Stated task: Identify all lines below that hold "this" and collect them.

======

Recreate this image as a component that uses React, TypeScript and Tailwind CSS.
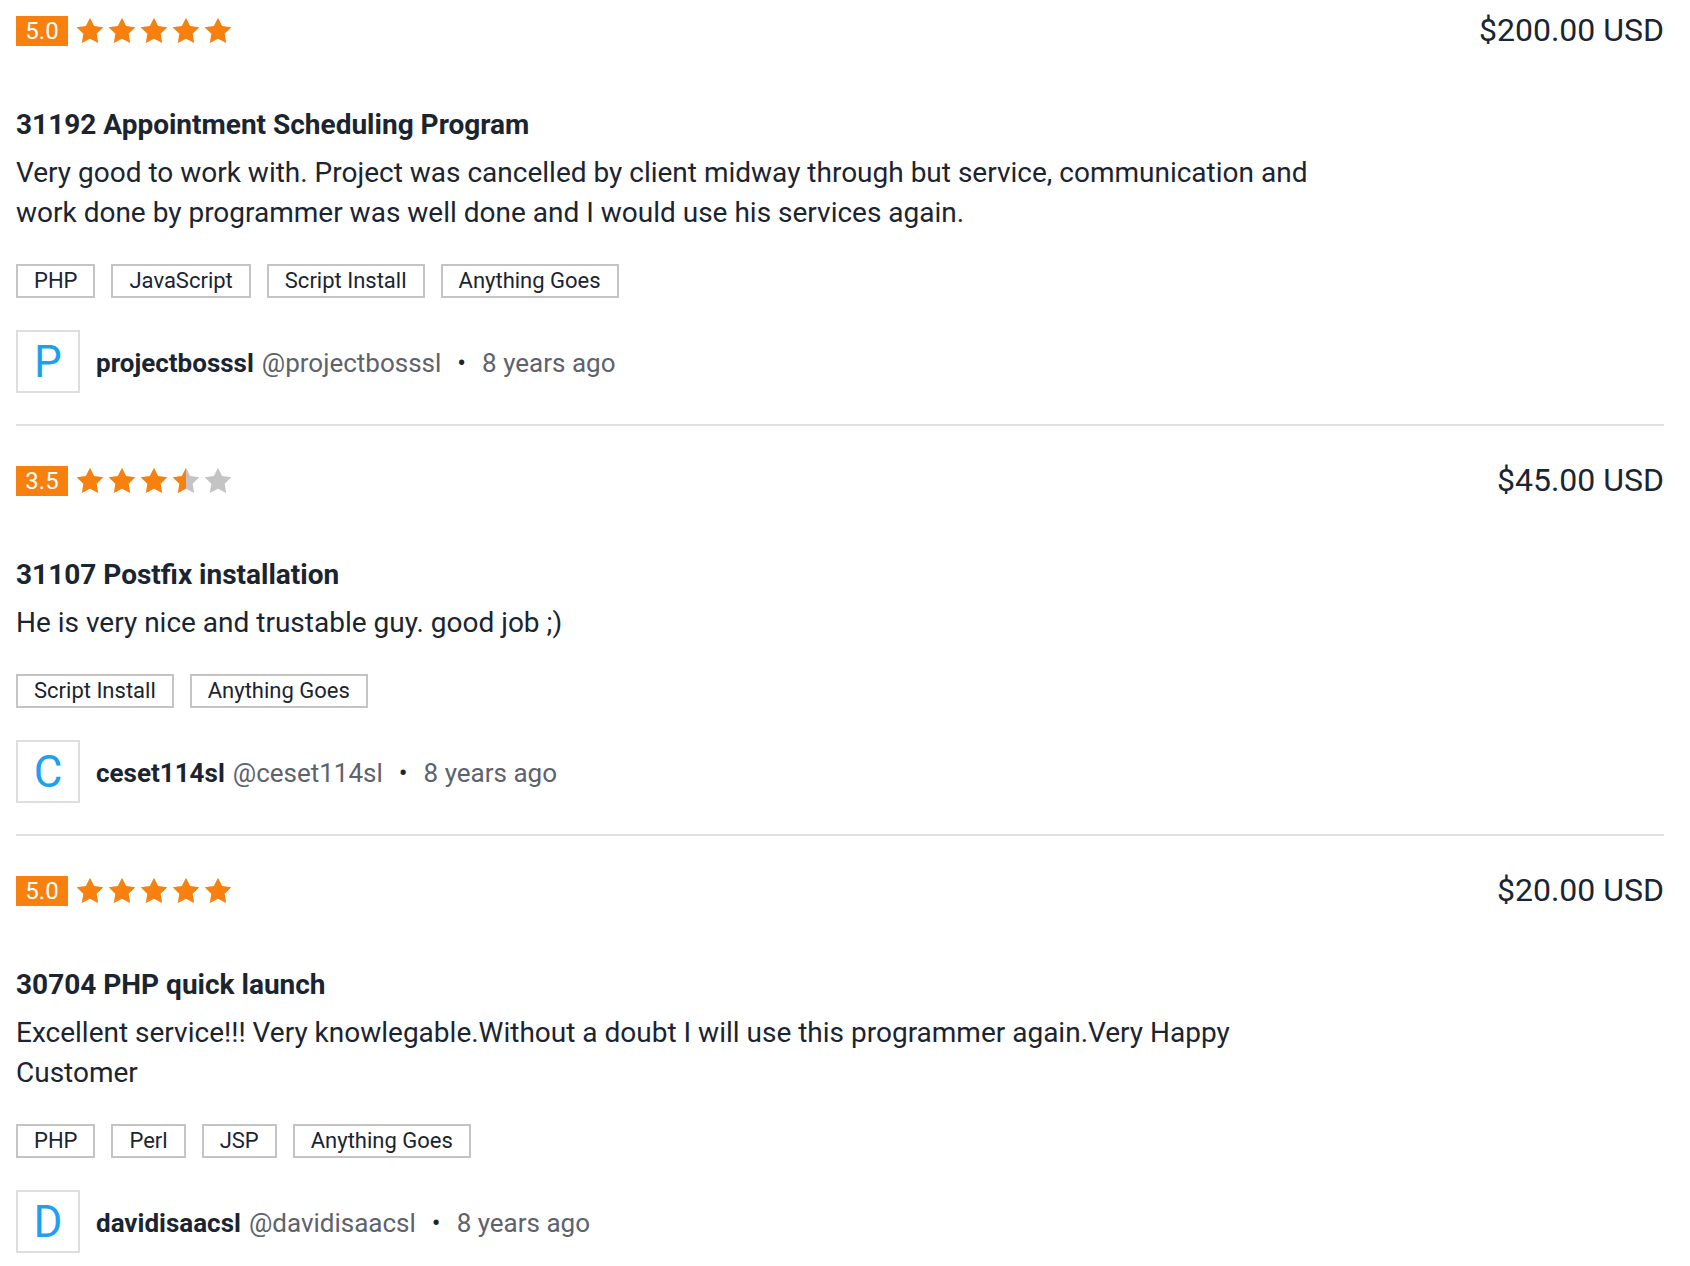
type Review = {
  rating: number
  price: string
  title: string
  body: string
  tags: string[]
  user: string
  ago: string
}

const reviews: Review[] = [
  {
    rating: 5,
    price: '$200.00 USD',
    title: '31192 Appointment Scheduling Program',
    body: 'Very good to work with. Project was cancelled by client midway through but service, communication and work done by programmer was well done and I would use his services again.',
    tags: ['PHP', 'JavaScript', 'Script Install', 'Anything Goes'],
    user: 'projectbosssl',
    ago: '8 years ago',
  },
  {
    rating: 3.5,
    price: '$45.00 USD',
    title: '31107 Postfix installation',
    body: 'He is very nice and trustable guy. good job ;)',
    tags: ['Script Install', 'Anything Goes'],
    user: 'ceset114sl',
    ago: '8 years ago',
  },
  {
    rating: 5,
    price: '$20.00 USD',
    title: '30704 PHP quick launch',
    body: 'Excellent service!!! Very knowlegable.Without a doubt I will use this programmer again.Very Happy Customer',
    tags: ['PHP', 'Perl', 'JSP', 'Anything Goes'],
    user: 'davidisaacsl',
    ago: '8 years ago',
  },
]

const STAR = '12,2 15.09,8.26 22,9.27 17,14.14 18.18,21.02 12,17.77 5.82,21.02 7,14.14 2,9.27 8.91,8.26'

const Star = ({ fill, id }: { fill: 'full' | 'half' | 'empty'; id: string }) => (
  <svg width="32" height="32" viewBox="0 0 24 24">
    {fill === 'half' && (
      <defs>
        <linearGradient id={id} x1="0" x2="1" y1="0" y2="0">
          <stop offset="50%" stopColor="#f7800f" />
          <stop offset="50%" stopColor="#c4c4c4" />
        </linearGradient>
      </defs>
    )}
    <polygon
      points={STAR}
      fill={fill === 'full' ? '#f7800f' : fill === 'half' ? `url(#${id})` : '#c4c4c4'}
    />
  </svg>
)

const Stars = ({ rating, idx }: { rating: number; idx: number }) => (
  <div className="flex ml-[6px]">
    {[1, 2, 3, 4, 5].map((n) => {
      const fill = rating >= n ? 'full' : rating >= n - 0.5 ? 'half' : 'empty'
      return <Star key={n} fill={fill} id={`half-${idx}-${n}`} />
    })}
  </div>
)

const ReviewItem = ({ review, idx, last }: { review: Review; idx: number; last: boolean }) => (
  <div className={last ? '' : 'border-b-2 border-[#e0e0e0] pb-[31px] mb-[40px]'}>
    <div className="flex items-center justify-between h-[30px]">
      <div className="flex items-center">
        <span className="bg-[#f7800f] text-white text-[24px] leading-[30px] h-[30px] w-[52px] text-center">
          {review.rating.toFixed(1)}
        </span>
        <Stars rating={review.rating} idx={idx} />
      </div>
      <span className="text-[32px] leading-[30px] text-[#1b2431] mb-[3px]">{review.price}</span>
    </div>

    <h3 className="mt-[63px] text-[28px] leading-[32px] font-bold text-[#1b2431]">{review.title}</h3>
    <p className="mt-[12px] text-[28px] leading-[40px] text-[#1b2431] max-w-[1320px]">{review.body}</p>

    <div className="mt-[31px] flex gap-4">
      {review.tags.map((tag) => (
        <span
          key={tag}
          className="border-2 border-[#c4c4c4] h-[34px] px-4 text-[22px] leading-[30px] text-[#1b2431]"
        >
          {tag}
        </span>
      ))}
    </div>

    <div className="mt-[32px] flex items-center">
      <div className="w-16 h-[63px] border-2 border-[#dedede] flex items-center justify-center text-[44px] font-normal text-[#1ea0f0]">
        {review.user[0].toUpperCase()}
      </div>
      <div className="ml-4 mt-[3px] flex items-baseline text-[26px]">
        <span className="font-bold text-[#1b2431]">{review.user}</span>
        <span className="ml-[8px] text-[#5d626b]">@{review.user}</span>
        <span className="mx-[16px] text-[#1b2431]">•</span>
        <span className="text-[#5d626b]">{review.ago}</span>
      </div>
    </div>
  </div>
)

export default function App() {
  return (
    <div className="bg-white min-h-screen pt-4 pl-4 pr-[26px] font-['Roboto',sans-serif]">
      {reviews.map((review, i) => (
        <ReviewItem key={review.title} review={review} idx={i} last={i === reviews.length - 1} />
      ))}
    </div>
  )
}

======

The answer:
Recreate this image as a component that uses React, TypeScript and Tailwind CSS.
    body: 'Excellent service!!! Very knowlegable.Without a doubt I will use this programmer again.Very Happy Customer',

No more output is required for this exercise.